__Direction__
Reproduce exactly, with no pictures, each line from the opening of the material down through the line containing "FaLinkedinIn, FaPhoneAlt, FaTwitter".

****************

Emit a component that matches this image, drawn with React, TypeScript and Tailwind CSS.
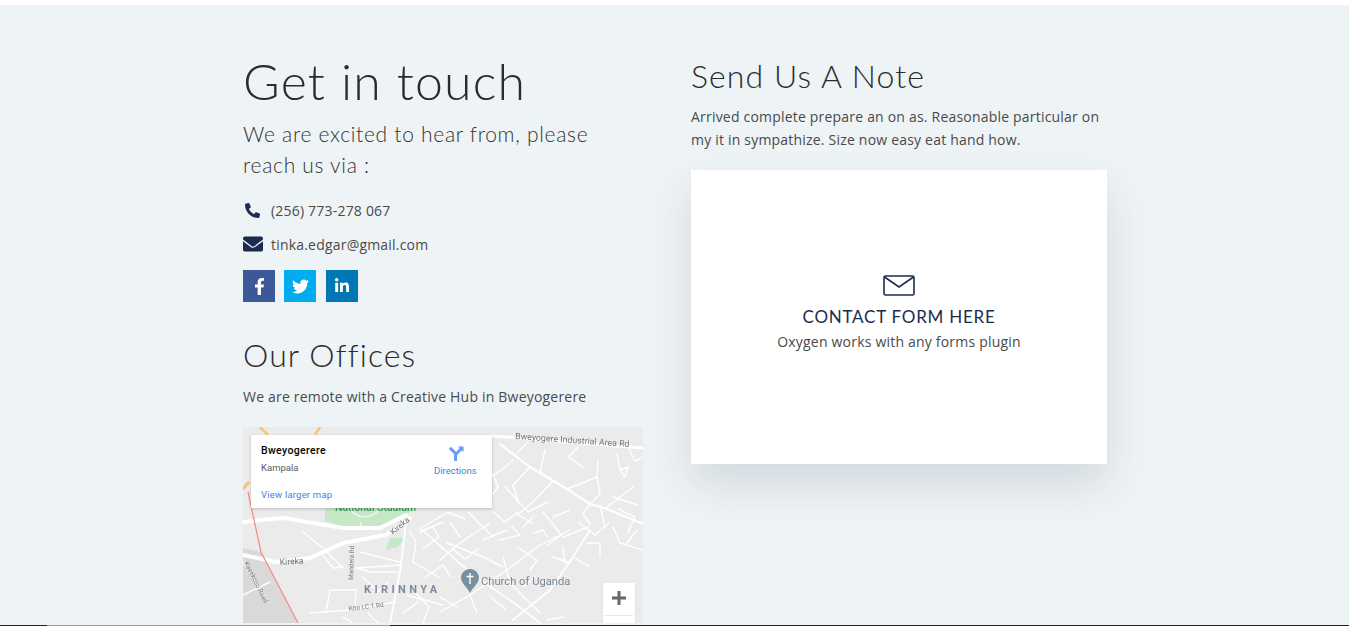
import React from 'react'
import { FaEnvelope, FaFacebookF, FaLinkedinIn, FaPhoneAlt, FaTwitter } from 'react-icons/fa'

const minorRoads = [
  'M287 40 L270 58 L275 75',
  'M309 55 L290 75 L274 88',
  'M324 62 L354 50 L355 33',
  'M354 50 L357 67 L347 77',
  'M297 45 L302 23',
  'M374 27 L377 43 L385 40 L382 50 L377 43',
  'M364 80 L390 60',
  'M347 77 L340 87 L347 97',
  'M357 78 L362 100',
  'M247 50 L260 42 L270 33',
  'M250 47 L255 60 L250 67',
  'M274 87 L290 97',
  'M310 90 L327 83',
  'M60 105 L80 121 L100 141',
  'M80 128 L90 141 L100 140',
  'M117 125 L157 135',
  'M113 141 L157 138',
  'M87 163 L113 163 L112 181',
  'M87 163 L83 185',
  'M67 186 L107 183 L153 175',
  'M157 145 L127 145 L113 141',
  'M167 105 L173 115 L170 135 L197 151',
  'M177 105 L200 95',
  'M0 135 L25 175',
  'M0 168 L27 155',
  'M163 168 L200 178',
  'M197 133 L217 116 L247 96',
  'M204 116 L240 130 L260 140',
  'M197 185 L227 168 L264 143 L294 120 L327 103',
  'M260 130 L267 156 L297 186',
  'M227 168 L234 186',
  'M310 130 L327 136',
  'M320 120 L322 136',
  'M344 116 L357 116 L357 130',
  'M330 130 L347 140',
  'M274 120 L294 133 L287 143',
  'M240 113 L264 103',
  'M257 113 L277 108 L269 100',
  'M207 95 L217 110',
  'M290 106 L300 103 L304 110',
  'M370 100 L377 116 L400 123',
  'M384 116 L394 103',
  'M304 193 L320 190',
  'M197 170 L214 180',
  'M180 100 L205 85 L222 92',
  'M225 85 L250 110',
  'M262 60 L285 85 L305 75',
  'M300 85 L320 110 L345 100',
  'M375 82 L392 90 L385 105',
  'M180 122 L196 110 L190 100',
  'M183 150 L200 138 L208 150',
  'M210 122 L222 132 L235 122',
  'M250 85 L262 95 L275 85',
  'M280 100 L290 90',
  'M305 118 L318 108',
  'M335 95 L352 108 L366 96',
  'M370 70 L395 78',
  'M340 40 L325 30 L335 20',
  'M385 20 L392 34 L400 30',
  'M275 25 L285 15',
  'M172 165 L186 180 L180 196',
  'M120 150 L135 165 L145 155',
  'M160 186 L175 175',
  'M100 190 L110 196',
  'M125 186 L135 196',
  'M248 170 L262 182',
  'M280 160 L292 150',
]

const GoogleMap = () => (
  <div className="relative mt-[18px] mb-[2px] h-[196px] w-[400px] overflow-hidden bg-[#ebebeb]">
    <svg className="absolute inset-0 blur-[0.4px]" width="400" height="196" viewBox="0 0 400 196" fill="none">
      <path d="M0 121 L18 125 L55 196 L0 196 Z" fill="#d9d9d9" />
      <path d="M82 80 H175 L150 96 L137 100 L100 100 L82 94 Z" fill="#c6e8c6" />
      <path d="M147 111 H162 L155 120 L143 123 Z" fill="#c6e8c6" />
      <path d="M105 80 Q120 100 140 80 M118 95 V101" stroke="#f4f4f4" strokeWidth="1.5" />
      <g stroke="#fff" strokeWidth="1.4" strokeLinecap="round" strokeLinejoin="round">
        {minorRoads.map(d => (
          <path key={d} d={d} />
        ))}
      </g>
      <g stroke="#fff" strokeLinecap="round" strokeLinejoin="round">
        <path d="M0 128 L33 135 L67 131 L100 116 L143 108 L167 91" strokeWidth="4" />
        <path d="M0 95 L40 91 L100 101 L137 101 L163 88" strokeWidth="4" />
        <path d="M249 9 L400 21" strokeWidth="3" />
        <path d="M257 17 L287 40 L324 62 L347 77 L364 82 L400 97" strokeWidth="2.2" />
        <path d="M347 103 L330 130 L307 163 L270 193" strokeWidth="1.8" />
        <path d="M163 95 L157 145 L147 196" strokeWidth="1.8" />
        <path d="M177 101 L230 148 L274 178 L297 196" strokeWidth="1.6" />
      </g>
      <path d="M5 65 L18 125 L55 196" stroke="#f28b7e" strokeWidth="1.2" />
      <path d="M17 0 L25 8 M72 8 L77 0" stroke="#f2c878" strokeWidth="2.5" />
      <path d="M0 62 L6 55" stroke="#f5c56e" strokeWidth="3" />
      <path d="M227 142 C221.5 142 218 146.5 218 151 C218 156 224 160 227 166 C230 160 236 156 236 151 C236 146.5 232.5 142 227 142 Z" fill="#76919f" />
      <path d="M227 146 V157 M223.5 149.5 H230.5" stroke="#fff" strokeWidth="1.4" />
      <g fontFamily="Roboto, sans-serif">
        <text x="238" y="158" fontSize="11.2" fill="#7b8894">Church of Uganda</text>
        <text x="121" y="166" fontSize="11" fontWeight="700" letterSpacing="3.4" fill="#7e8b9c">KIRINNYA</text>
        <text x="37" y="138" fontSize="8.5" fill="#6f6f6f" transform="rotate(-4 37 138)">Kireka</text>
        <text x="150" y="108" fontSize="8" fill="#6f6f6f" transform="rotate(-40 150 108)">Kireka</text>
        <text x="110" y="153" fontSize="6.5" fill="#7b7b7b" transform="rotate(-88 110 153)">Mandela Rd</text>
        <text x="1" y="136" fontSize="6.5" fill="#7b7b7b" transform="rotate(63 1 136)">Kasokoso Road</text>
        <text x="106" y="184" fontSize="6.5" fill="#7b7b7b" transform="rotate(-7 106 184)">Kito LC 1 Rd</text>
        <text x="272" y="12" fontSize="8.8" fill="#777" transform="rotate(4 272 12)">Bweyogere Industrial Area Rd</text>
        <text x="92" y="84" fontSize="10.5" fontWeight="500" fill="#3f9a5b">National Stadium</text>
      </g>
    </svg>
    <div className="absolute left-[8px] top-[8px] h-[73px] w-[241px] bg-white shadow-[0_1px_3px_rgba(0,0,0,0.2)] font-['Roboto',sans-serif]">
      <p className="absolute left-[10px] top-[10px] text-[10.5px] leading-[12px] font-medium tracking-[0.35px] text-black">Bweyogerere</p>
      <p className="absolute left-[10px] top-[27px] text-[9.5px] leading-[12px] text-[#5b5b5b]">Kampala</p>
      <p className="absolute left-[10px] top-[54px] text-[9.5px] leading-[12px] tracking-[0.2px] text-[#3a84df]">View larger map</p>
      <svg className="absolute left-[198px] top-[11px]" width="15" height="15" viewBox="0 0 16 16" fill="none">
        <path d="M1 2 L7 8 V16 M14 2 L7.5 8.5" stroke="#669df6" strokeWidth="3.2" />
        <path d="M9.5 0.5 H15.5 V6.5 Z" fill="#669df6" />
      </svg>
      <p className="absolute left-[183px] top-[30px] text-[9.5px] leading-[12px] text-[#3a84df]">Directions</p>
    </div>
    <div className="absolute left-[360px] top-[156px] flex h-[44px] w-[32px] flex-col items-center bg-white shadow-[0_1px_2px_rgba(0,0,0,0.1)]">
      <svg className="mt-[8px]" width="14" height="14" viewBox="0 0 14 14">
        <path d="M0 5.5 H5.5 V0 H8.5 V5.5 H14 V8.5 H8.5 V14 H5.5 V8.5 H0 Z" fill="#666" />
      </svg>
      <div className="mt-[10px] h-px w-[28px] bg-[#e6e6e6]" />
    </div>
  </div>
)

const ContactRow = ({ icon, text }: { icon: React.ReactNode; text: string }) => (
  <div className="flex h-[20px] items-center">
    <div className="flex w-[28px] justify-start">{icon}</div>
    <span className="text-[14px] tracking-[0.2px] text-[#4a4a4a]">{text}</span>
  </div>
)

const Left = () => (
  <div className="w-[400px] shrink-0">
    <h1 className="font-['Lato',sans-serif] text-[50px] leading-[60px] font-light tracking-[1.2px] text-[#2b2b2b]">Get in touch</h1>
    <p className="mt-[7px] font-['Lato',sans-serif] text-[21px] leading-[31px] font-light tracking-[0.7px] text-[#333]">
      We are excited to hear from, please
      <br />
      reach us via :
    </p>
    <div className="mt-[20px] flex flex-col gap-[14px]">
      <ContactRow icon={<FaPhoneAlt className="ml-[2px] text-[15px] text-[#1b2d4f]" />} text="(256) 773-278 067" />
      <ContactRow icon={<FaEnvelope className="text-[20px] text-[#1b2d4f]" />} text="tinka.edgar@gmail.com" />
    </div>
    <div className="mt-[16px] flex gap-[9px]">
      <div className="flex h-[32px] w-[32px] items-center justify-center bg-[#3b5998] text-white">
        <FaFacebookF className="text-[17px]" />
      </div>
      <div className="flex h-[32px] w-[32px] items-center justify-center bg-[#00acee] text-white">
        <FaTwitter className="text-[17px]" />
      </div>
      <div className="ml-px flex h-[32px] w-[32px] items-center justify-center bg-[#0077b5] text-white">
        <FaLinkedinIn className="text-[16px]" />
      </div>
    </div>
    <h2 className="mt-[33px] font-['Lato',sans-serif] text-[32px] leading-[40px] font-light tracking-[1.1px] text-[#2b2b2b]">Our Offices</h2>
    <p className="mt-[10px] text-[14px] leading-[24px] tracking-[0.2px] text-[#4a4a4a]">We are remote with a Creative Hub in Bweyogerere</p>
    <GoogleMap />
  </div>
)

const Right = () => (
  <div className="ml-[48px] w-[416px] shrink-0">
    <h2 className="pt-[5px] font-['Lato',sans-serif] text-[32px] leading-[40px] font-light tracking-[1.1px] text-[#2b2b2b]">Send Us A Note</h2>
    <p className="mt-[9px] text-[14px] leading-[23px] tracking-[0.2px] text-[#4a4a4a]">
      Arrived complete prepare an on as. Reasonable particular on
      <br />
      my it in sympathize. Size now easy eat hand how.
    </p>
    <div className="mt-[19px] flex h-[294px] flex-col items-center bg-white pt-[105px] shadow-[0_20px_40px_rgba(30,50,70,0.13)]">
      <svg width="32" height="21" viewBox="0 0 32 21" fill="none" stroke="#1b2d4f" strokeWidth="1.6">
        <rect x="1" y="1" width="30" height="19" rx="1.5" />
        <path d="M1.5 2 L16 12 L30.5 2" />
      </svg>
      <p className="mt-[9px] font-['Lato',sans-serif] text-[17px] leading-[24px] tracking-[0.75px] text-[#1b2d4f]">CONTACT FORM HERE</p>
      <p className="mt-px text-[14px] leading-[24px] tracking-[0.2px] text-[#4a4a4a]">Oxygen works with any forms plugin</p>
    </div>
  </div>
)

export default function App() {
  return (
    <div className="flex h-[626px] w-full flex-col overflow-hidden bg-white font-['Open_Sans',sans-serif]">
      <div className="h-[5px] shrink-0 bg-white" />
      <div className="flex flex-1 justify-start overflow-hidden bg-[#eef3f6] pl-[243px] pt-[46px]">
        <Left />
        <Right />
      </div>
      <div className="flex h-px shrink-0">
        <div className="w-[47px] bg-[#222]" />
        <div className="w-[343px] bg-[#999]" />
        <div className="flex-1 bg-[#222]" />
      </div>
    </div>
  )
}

****************

__Reply to the exercise__
Emit a component that matches this image, drawn with React, TypeScript and Tailwind CSS.
import React from 'react'
import { FaEnvelope, FaFacebookF, FaLinkedinIn, FaPhoneAlt, FaTwitter } from 'react-icons/fa'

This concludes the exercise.